First publishedon www.ITSInternational.com
The Australian city of Melbourne is proposing a 10-year plan to deliver more space for pedestrians, public transport users and cyclists.
The plan will seek to create more than 50km of protected on-road bicycle lanes and establish pedestrian shared priority zones with lower speed limits.
Sally Capp, lord mayor of Melbourne, says: "The strategy, to be considered by councillors, aims to upgrade public space and amenity around major public transport hubs, increase space and accessibility for pedestrians and boost bicycle safety with dedicated bike lanes."
Over the next four years, protected bike lanes will be introduced on Exhibition Street, Latrobe Street Bridge and Rathdowne Street.
Other key projects include adding 300 new on-street motorcycle parking spaces and working with the Victorian Government to deliver consistent 40 km/h vehicle speed limits across the municipality.
Councillor Nicolas Frances Gilley, chair of the transport portfolio, says inconsistent speed zones on local streets within the municipality - as well as neighbouring ones - is a challenge for drivers.
"Parkville, Yarra's Edge and other city fringe suburbs are all built-up areas with schools, shops, parks and lots of pedestrians and cyclists,” he continues. “By bringing them into line with 40km/h it would be much simpler for motorists, will avoid dangerous sudden stoppages and be much safer for people walking and riding bikes.”
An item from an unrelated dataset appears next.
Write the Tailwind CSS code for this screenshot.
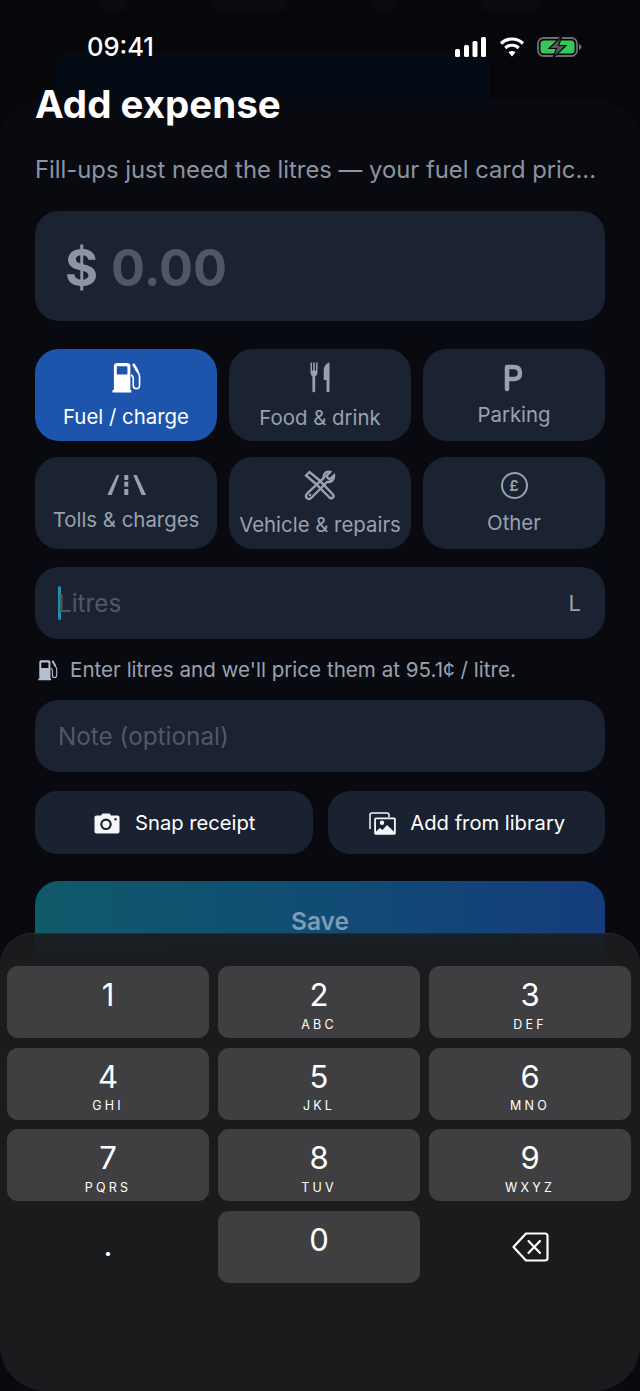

A collaboration with the Victorian government will review traffic signal timing to reduce delays for people using the network, including those using trams, buses and bikes.
Additionally, the council is hoping to lower the speed limits for some ‘little streets’ to 10km/h to improve safety for people walking in the city centre.
Authorities will also continue to advocate for a tram extension to Fishermans Bend to aid the development of the area and for the Melbourne Metro 2 rail link as a priority infrastructure rail link for west and north parts of the city.